There's no easy solution for that, as far as I know.
If you're just trying to get to your files from windows, don't mount it to /home, but to one of the following, in this order of preference:
/mnt/windows
/mnt/[device name]
/mnt
/media/[device name]
1. What filesystem is the harddrive?
2. What OSs before have used the harddrive and how?
3. What options did you mount it with?
4. What user are you?
1 NTFS
2 Win XP used it as an extra harddrive
3 mounted in /home/SDB1, type: ntfs (tried default setting(automatic))
4 Im the only user.. but i have to enter the admin-passw all the time..
I cannot see my windowspartition on my linuxhd either..
and i tried to mount it in as /media/SDB1 and as /mnt/sdb1
I think your problem might be that GNU/Linux is case-sensitive with filenames. "sdb" needs to be lowercase.
What's the partition layout of the harddrive? Run parted /dev/hdb and at the prompt enter "p".
This should be mounted in /media/.
For #4 above, I meant what user are you when you mount it and when you try to read it?
that should be parted /dev/sdb, right?
forgive me for being so slow here.. but i cant even run "parted /dev/hdb". i am completely useless in kubuntu it seems. I know there is only 1 partition on the harddrive (and it says so in systemsettings).
What user... my UID is 1000. my primary group is same as my username but i just changed it to "sudo".
It is now mounted as "/media/sdb1". I still get access denied.
"parted /dev/hdb" as well as "parted /dev/sdb" generates: WARNING you are not superuser. Watch out for permissions.
forgive me for being so slow here.. but i cant even run "parted /dev/hdb". i am completely useless in kubuntu it seems. I know there is only 1 partition on the harddrive (and it says so in systemsettings).
Okay then, if you know the layout then we don't need to see the output of parted.
What user... my UID is 1000. my primary group is same as my username but i just changed it to "sudo".
The UID/GID is irrelevant if you're dealing with a filesystem that doesn't support it, like NTFS or FAT.
It is now mounted as "/media/sdb1". I still get access denied.
Did you use sudo to mount /dev/sdb1?
thanks for helping. i finally found something that solved it for me..
i deleted following line: #/dev/sdb1 /sdb1 ntfs uid=0,gid=0,auto,rw,users 0 0
and added: /dev/sdb1 /mnt/sdb1 ntfs umask=000,uid=0,gid=0,auto,rw,owner 0 0
in /etc/fstab. now im going for writingpermission.... anyone know how to solve that ? i guess its a parameter in the line i added that has to be changed. how does linux handle ntfs?? it seems i have alot to learn about root user.. i am unable to delete the folders ive created while trying to mount the disk in different places.
Directories are deleted with "rmdir", not "rm". If rmdir complains about the directory not being empty, and you're sure you want to lose the contents, use "rm -r". If you somehow made read-only directories, you can delete those with "rm -rf". Be very careful when combining "rm -r" or "rm -rf" with a wildcard (*), or you may end up deleting your entire filesystem.
As far as I know ntfs is always read-only on linux, although there is some experimental work for write support.
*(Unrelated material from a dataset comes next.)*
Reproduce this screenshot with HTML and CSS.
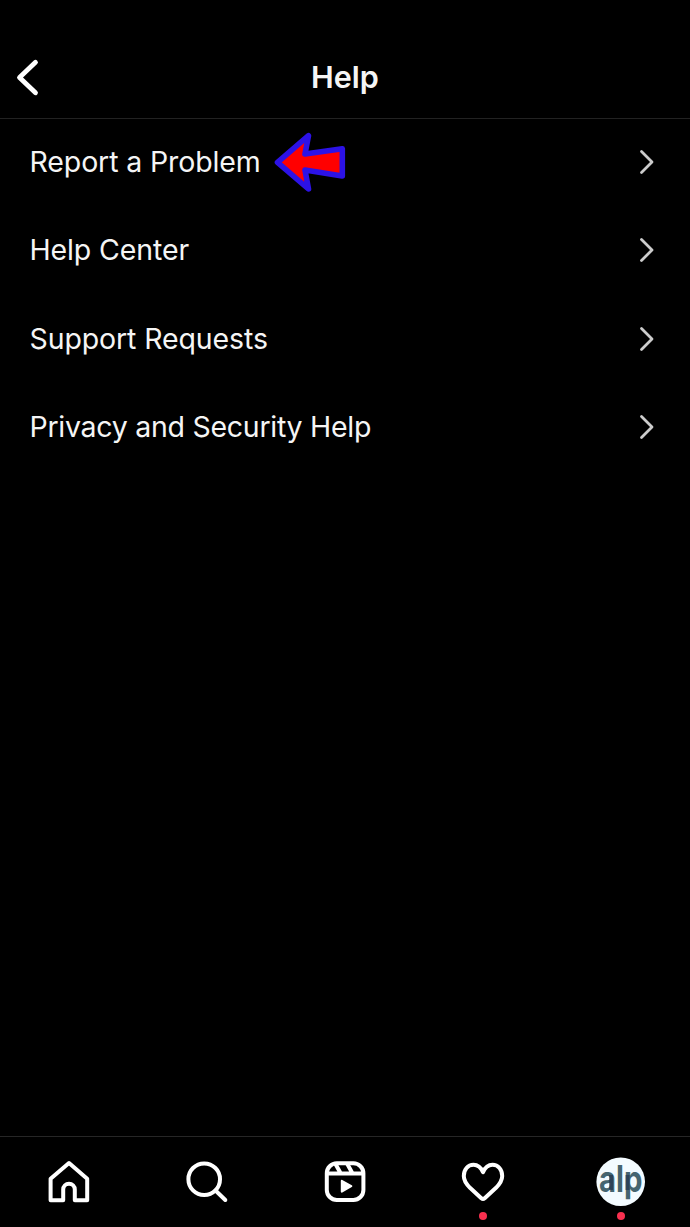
FILE: index.html
```html
<!DOCTYPE html>
<html lang="en">
<head>
    <meta charset="UTF-8">
    <meta name="viewport" content="width=device-width, initial-scale=1.0">
    <title>Help</title>
    <link rel="stylesheet" href="styles.css">
</head>
<body>
    <header class="header">
        <a href="#" class="back" aria-label="Back">
            <svg width="24" height="38" viewBox="0 0 24 38"><path d="M20.5 4.3 L4.5 19.5 L20.5 34.8"/></svg>
        </a>
        <h1>Help</h1>
    </header>

    <main class="menu">
        <a href="#" class="menu-item">
            <span class="label">Report a Problem</span>
            <svg class="arrow" width="74" height="62" viewBox="0 0 74 62"><path d="M4.5 31.3 L35.5 4.7 L32 23 L69.3 17.8 V45 L32 39 L35.5 58 Z"/></svg>
            <svg class="chevron" width="16" height="26" viewBox="0 0 16 26"><path d="M2.5 2.5 L13 13 L2.5 23.5"/></svg>
        </a>
        <a href="#" class="menu-item">
            <span class="label">Help Center</span>
            <svg class="chevron" width="16" height="26" viewBox="0 0 16 26"><path d="M2.5 2.5 L13 13 L2.5 23.5"/></svg>
        </a>
        <a href="#" class="menu-item">
            <span class="label">Support Requests</span>
            <svg class="chevron" width="16" height="26" viewBox="0 0 16 26"><path d="M2.5 2.5 L13 13 L2.5 23.5"/></svg>
        </a>
        <a href="#" class="menu-item">
            <span class="label tight">Privacy and Security Help</span>
            <svg class="chevron" width="16" height="26" viewBox="0 0 16 26"><path d="M2.5 2.5 L13 13 L2.5 23.5"/></svg>
        </a>
    </main>

    <nav class="tab-bar">
        <a href="#" class="tab" aria-label="Home">
            <svg width="48" height="48" viewBox="0 0 48 48"><path d="M5.6 19.8 L24 4 L42.2 19.8 V41.2 H29.8 V30.5 A5.8 5.8 0 0 0 18.2 30.5 V41.2 H5.6 Z"/></svg>
        </a>
        <a href="#" class="tab" aria-label="Search">
            <svg width="48" height="48" viewBox="0 0 48 48"><circle cx="21.2" cy="20.2" r="15.8"/><path d="M32.5 31.5 L42.3 41"/></svg>
        </a>
        <a href="#" class="tab" aria-label="Reels">
            <svg width="48" height="48" viewBox="0 0 48 48">
                <rect x="5.8" y="4.3" width="36.6" height="36.6" rx="10"/>
                <path d="M6 14.5 H42 M14.5 5 L19.5 14 M26.3 5 L31.3 14"/>
                <path class="play" d="M20.8 21.8 L30.3 27.2 L20.8 32.6 Z"/>
            </svg>
        </a>
        <a href="#" class="tab" aria-label="Activity">
            <svg width="48" height="48" viewBox="0 0 48 48"><path d="M24 13.2 C21.8 8.2 18.4 5.8 14.5 5.8 C8.8 5.8 4.8 10.5 4.8 17 C4.8 22 7.4 25.2 11 28.8 L22.3 39.2 Q24 40.6 25.7 39.2 L37 28.8 C40.6 25.2 43.2 22 43.2 17 C43.2 10.5 39.2 5.8 33.5 5.8 C29.6 5.8 26.2 8.2 24 13.2 Z"/></svg>
            <span class="dot"></span>
        </a>
        <a href="#" class="tab" aria-label="Profile">
            <svg class="avatar" width="50" height="50" viewBox="0 0 50 50">
                <circle cx="24.7" cy="24.7" r="24.3"/>
                <text x="3" y="35.3" textLength="43.5" lengthAdjust="spacingAndGlyphs">alp</text>
                <path class="shade" d="M13 18 h4 v15 h-4 Z M29.5 18 h4 v15 h-4 Z"/>
            </svg>
            <span class="dot"></span>
        </a>
    </nav>
</body>
</html>
```

FILE: styles.css
```css
* {
    box-sizing: border-box;
}

body {
    margin: 0;
    height: 1227px;
    display: flex;
    flex-direction: column;
    font-family: 'Inter', sans-serif;
    background-color: #000;
    color: #f5f5f5;
}

a {
    color: inherit;
    text-decoration: none;
}

svg {
    display: block;
    flex: none;
    overflow: visible;
    fill: none;
    stroke: #fff;
    stroke-linecap: round;
    stroke-linejoin: round;
}

/* Header Section */
.header {
    display: grid;
    grid-template-columns: 60px 1fr 60px;
    align-items: center;
    height: 119px;
    padding-top: 36px;
    border-bottom: 1px solid #222;
}

.back {
    padding-left: 15px;
}

.back svg {
    stroke-width: 4.8;
}

h1 {
    margin: 0;
    text-align: center;
    font-size: 30.5px;
    font-weight: 600;
    line-height: 40px;
}

/* Menu */
.menu {
    flex: 1;
}

.menu-item {
    display: flex;
    align-items: center;
    height: 88.3px;
    padding: 0 35px 2px 29.5px;
}

.label {
    font-size: 28.5px;
    line-height: 40px;
    letter-spacing: -0.12px;
    white-space: nowrap;
}

.label.tight {
    letter-spacing: -0.27px;
}

.arrow {
    margin-left: 12px;
    fill: #f00;
    stroke: #2c12e6;
    stroke-width: 5.6;
}

.chevron {
    margin-left: auto;
    stroke: #ccc;
    stroke-width: 2.8;
}

/* Bottom tabs */
.tab-bar {
    display: grid;
    grid-template-columns: repeat(5, 1fr);
    height: 91px;
    border-top: 1px solid #262626;
}

.tab {
    display: flex;
    flex-direction: column;
    align-items: center;
    padding-top: 22px;
}

.tab svg {
    stroke-width: 4;
}

.tab .play {
    fill: #fff;
    stroke-width: 2;
}

.tab .avatar {
    margin-top: -2px;
    fill: #f3fbff;
    stroke: none;
}

.avatar text {
    font-family: 'Inter', sans-serif;
    font-size: 37px;
    font-weight: 700;
    fill: #456570;
}

.avatar .shade {
    fill: #1d2d4a;
    opacity: 0.6;
}

.dot {
    width: 8px;
    height: 8px;
    margin-top: 5px;
    border-radius: 50%;
    background-color: #f8304f;
}
```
My information may be outdated, though.
As far as I know , NTFS write support is still incomplete and experimental; only a few operations are supported and those not by default.
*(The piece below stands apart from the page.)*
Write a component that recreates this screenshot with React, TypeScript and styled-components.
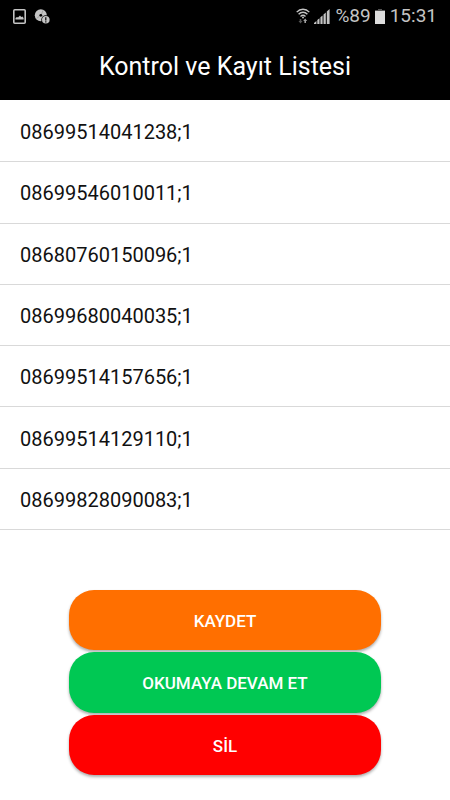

captive ntfs is an alternate driver that supports writing.
...or install libfuse2, fuse-utils, libntfs8 & ntfsprogs and replace "ntfs" to "ntfs-fuse" in fstab file. You probably also need to add "fuse" to /etc/modules. This version of NTFS driver will support writing.
That Captive NTFS one will need MS' original driver which may cause legal problems to those who doesn't have valid Windows license.